There are quite a few other veterans still carving out solid roles in Europe, including defenders Matt Miazga (Deportivo Alaves via Chelsea) and Shaq Moore (Tenerife); fullbacks Timmy Chandler (Eintracht Frankfurt) and Reggie Cannon (Boavista); midfielders Duane Holmes (Huddersfield Town) and Ian Harkes (Dundee United); and forward Christian Ramirez (Aberdeen). Thus far, only Moore has seen time in World Cup qualification play.

Still waiting for a shot

It doesn’t always immediately work out for a young player at a new club. Many are waiting their turn, from PSV Eindhoven‘s Richy Ledezma to Caen-via-Manchester City’s Erik Palmer-Brown, but let’s focus on two in particular:

Matthew Hoppe, Mallorca. On Jan. 9 last year, Hoppe came out of nowhere to score a hat trick and lead Schalke 04 to the victory that ended its 30-match league winless streak. He suddenly landed on the USMNT radar and soon scored his first goal for his country, at age 20, against Jamaica in the summer’s Gold Cup. By September, he was joining a LaLiga club. It was a bit of a whirlwind, but all momentum has ground to a halt since. He has made only four appearances, for a total of 112 minutes, for Mallorca. He has created three chances and attempted two shots in those minutes, but he’s still waiting to make an impression.

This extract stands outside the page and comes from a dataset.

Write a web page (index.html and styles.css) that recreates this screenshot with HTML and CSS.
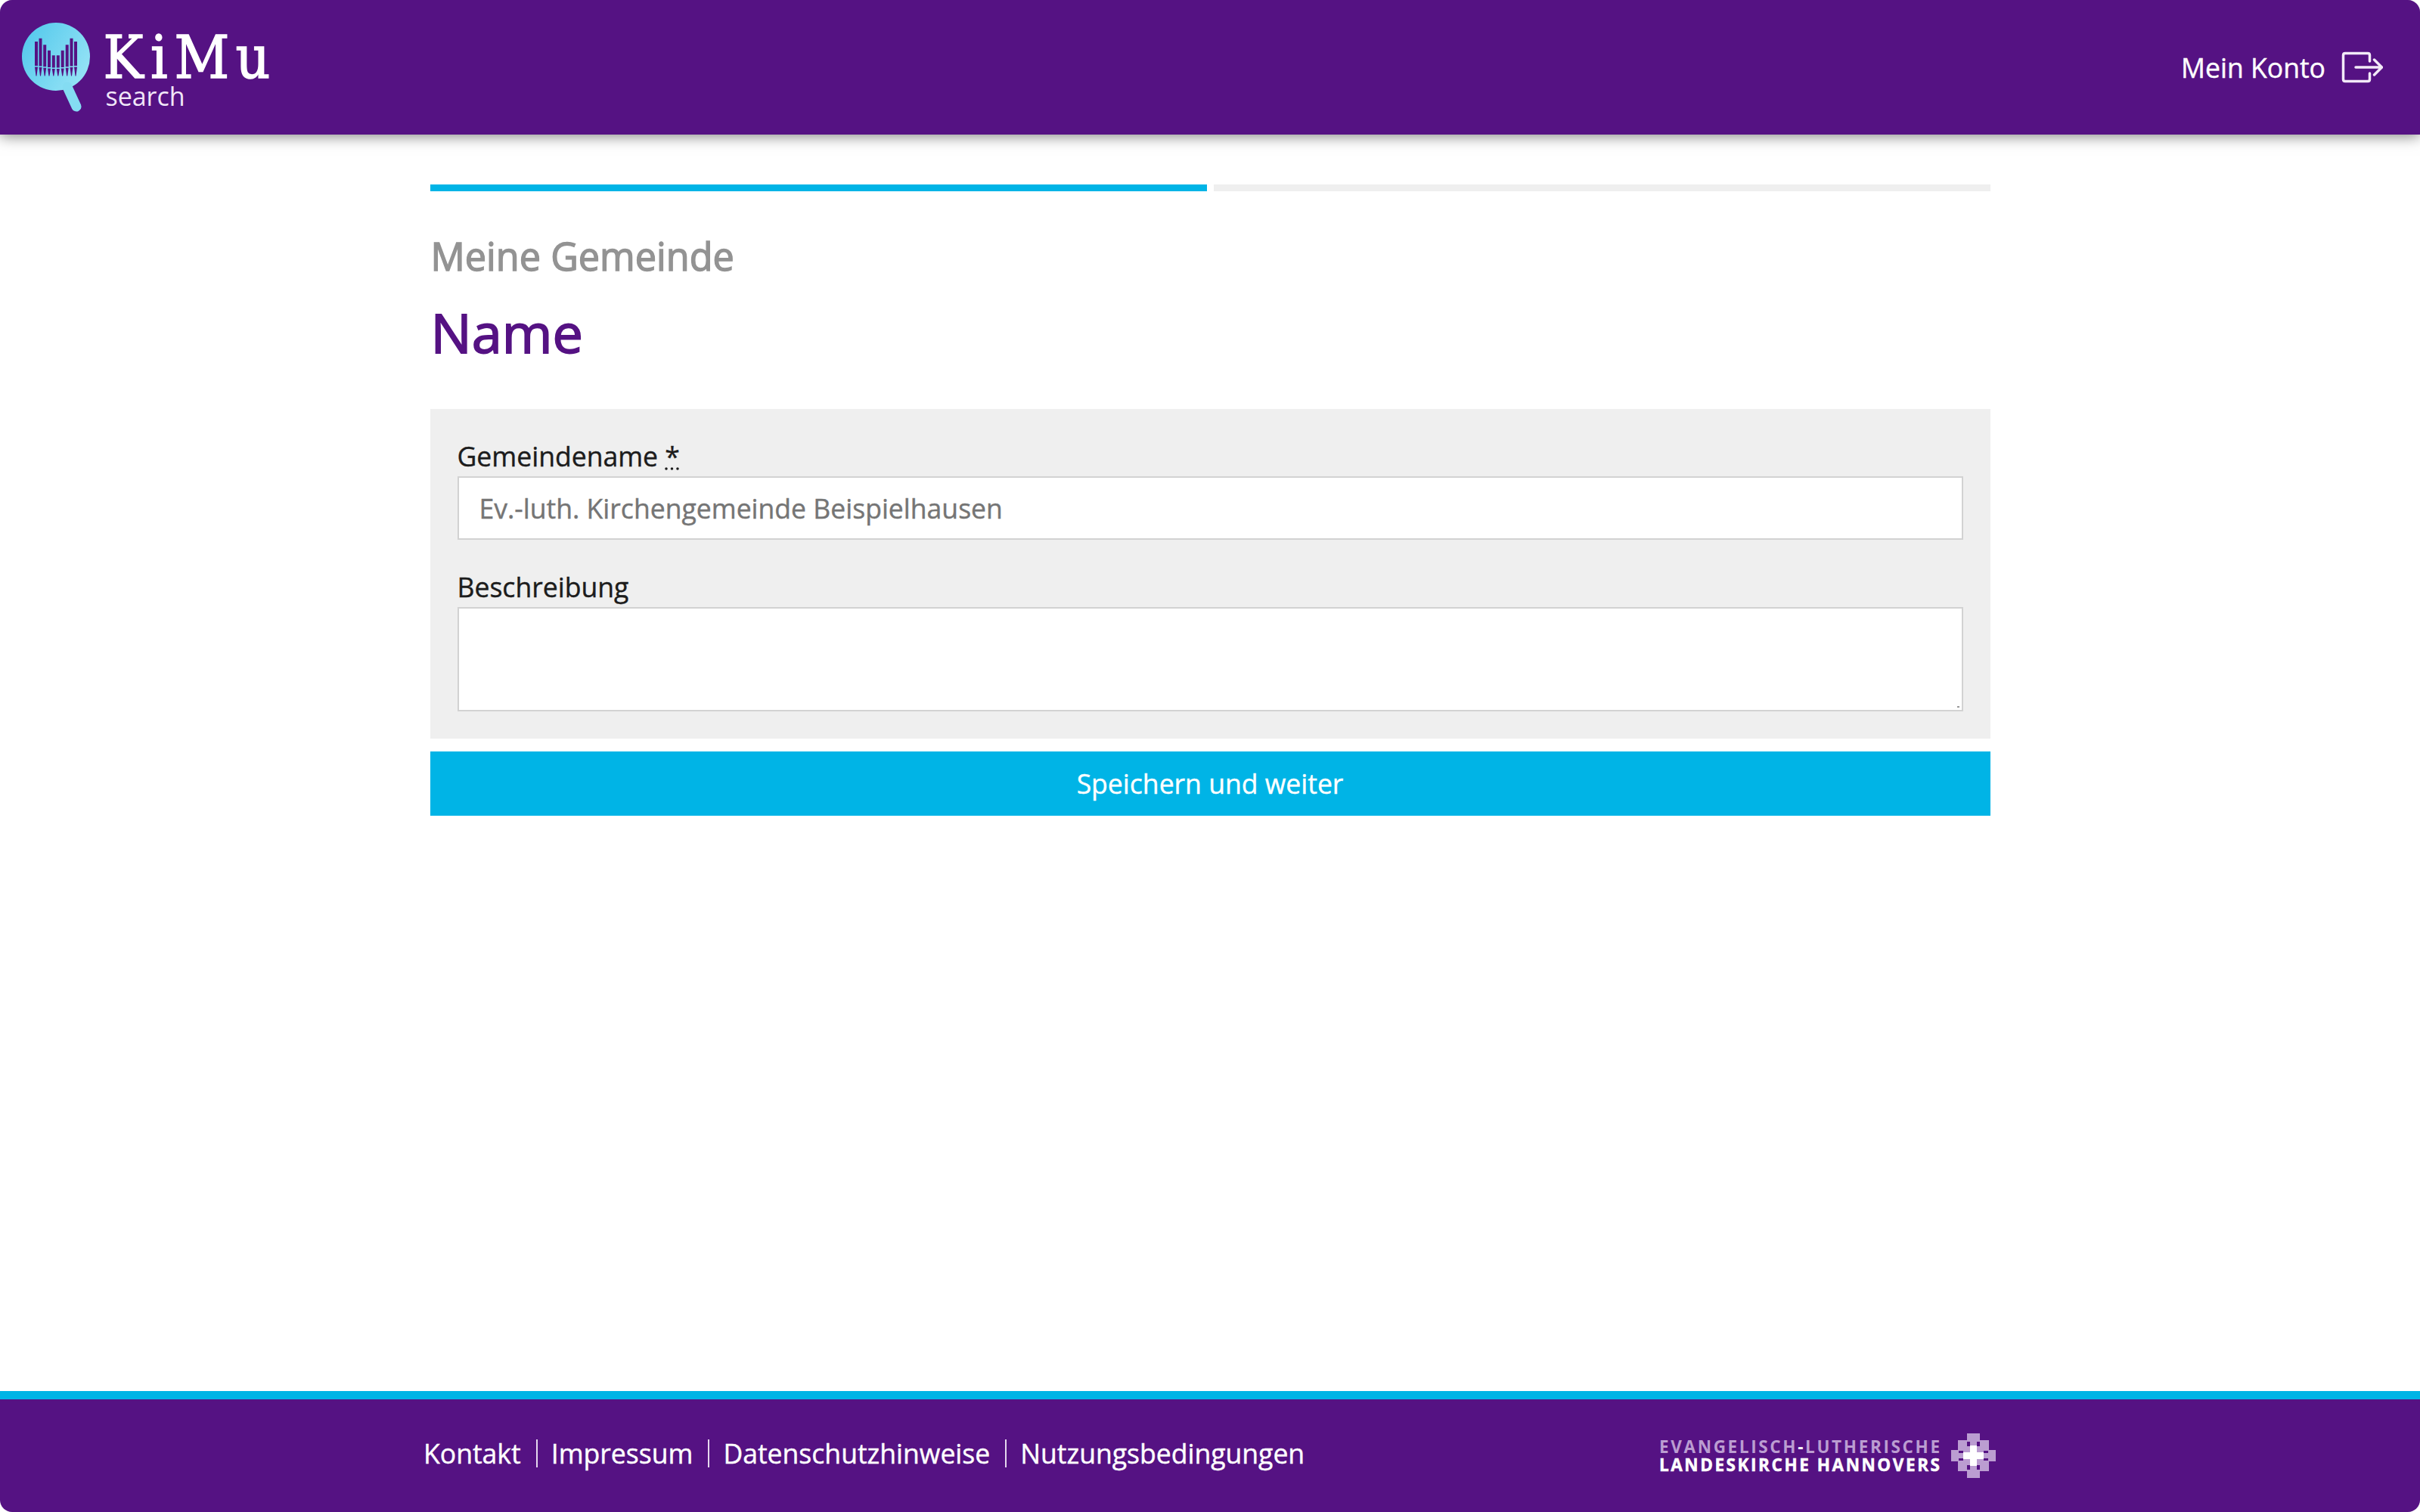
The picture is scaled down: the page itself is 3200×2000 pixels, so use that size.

Bryan Reynolds, Roma. Jose Mourinho is not known for leaning heavily on young players, so it wasn’t necessarily a good omen for Reynolds when Mourinho took over at Roma this year. Sure enough, after playing 285 minutes in the 2020-21 Serie A season, the 20-year-old has played just one in 2021-22. He’s been the subject of many potential loan deals this January, but none has come to fruition yet. He could certainly use the action, though — after debuting for the USMNT in a March 2021 friendly, he didn’t play again until he was made available for December’s friendly against Bosnia & Herzegovina.